◆ SET PROBLEM
Restate the material word for word and leave out anything that is a picture.

==== RECORDED INFORMATION

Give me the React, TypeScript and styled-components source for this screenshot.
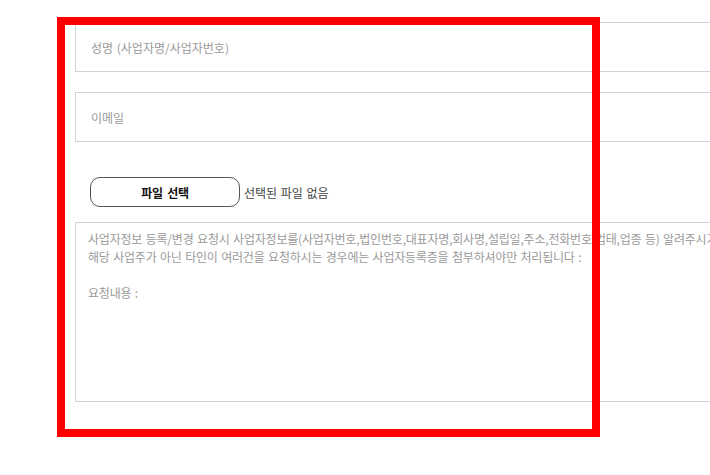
import React from "react";
import styled, { createGlobalStyle } from "styled-components";

const GlobalStyle = createGlobalStyle`
  html, body {
    margin: 0;
    padding: 0;
    background: #fff;
    overflow: hidden;
  }
  body {
    font-family: "Noto Sans CJK KR", "Noto Sans", sans-serif;
  }
`;

const requestGuide =
  "사업자정보 등록/변경 요청시 사업자정보를(사업자번호,법인번호,대표자명,회사명,설립일,주소,전화번호,업태,업종 등) 알려주시기 바랍니다.\n" +
  "해당 사업주가 아닌 타인이 여러건을 요청하시는 경우에는 사업자등록증을 첨부하셔야만 처리됩니다 :\n\n" +
  "요청내용 :";

const App: React.FC = () => {
  return (
    <Page>
      <GlobalStyle />
      <Form>
        <TextInput type="text" placeholder="성명 (사업자명/사업자번호)" />
        <TextInput type="email" placeholder="이메일" />
        <FileRow>
          <FileButton type="button">파일 선택</FileButton>
          <FileName>선택된 파일 없음</FileName>
        </FileRow>
        <Message placeholder={requestGuide} />
      </Form>
      <Highlight />
    </Page>
  );
};

const Page = styled.div`
  position: relative;
  width: 710px;
  height: 475px;
  overflow: hidden;
`;

const Form = styled.form`
  display: flex;
  flex-direction: column;
  width: 900px;
  padding: 22px 0 0 75px;
`;

const TextInput = styled.input`
  box-sizing: border-box;
  height: 50px;
  margin: 0 0 20px;
  padding: 0 15px;
  border: 1px solid #cfd3d8;
  border-radius: 0;
  font-family: "Noto Sans CJK KR", sans-serif;
  font-size: 12px;
  letter-spacing: 0;
  word-spacing: 1px;
  color: #333;
  outline: none;

  &::placeholder {
    color: #9a9a9a;
  }
`;

const FileRow = styled.div`
  display: flex;
  align-items: center;
  gap: 4px;
  margin: 15px 0 15px 15px;
`;

const FileButton = styled.button`
  box-sizing: border-box;
  width: 150px;
  height: 30px;
  padding: 0;
  border: 1px solid #555;
  border-radius: 10px;
  background: #fff;
  font-family: "Noto Sans CJK KR", sans-serif;
  font-size: 12px;
  font-weight: 700;
  letter-spacing: -0.3px;
  word-spacing: 2px;
  color: #111;
  cursor: pointer;
`;

const FileName = styled.span`
  font-size: 12px;
  letter-spacing: 0;
  word-spacing: 1px;
  color: #444;
`;

const Message = styled.textarea`
  box-sizing: border-box;
  height: 180px;
  padding: 7px 12px;
  border: 1px solid #cfd3d8;
  border-radius: 0;
  resize: none;
  font-family: "Noto Sans CJK KR", sans-serif;
  font-size: 12px;
  line-height: 18px;
  letter-spacing: -0.2px;
  word-spacing: 1px;
  color: #333;
  white-space: pre;
  overflow: hidden;
  outline: none;

  &::placeholder {
    color: #9a9a9a;
  }
`;

const Highlight = styled.div`
  position: absolute;
  left: 57px;
  top: 17px;
  width: 543px;
  height: 420px;
  box-sizing: border-box;
  border: 8px solid #ff0000;
  pointer-events: none;
`;

export default App;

========

◆ TASK SOLUTION
Give me the React, TypeScript and styled-components source for this screenshot.
import React from "react";
import styled, { createGlobalStyle } from "styled-components";

const GlobalStyle = createGlobalStyle`
  html, body {
    margin: 0;
    padding: 0;
    background: #fff;
    overflow: hidden;
  }
  body {
    font-family: "Noto Sans CJK KR", "Noto Sans", sans-serif;
  }
`;

const requestGuide =
  "사업자정보 등록/변경 요청시 사업자정보를(사업자번호,법인번호,대표자명,회사명,설립일,주소,전화번호,업태,업종 등) 알려주시기 바랍니다.\n" +
  "해당 사업주가 아닌 타인이 여러건을 요청하시는 경우에는 사업자등록증을 첨부하셔야만 처리됩니다 :\n\n" +
  "요청내용 :";

const App: React.FC = () => {
  return (
    <Page>
      <GlobalStyle />
      <Form>
        <TextInput type="text" placeholder="성명 (사업자명/사업자번호)" />
        <TextInput type="email" placeholder="이메일" />
        <FileRow>
          <FileButton type="button">파일 선택</FileButton>
          <FileName>선택된 파일 없음</FileName>
        </FileRow>
        <Message placeholder={requestGuide} />
      </Form>
      <Highlight />
    </Page>
  );
};

const Page = styled.div`
  position: relative;
  width: 710px;
  height: 475px;
  overflow: hidden;
`;

const Form = styled.form`
  display: flex;
  flex-direction: column;
  width: 900px;
  padding: 22px 0 0 75px;
`;

const TextInput = styled.input`
  box-sizing: border-box;
  height: 50px;
  margin: 0 0 20px;
  padding: 0 15px;
  border: 1px solid #cfd3d8;
  border-radius: 0;
  font-family: "Noto Sans CJK KR", sans-serif;
  font-size: 12px;
  letter-spacing: 0;
  word-spacing: 1px;
  color: #333;
  outline: none;

  &::placeholder {
    color: #9a9a9a;
  }
`;

const FileRow = styled.div`
  display: flex;
  align-items: center;
  gap: 4px;
  margin: 15px 0 15px 15px;
`;

const FileButton = styled.button`
  box-sizing: border-box;
  width: 150px;
  height: 30px;
  padding: 0;
  border: 1px solid #555;
  border-radius: 10px;
  background: #fff;
  font-family: "Noto Sans CJK KR", sans-serif;
  font-size: 12px;
  font-weight: 700;
  letter-spacing: -0.3px;
  word-spacing: 2px;
  color: #111;
  cursor: pointer;
`;

const FileName = styled.span`
  font-size: 12px;
  letter-spacing: 0;
  word-spacing: 1px;
  color: #444;
`;

const Message = styled.textarea`
  box-sizing: border-box;
  height: 180px;
  padding: 7px 12px;
  border: 1px solid #cfd3d8;
  border-radius: 0;
  resize: none;
  font-family: "Noto Sans CJK KR", sans-serif;
  font-size: 12px;
  line-height: 18px;
  letter-spacing: -0.2px;
  word-spacing: 1px;
  color: #333;
  white-space: pre;
  overflow: hidden;
  outline: none;

  &::placeholder {
    color: #9a9a9a;
  }
`;

const Highlight = styled.div`
  position: absolute;
  left: 57px;
  top: 17px;
  width: 543px;
  height: 420px;
  box-sizing: border-box;
  border: 8px solid #ff0000;
  pointer-events: none;
`;

export default App;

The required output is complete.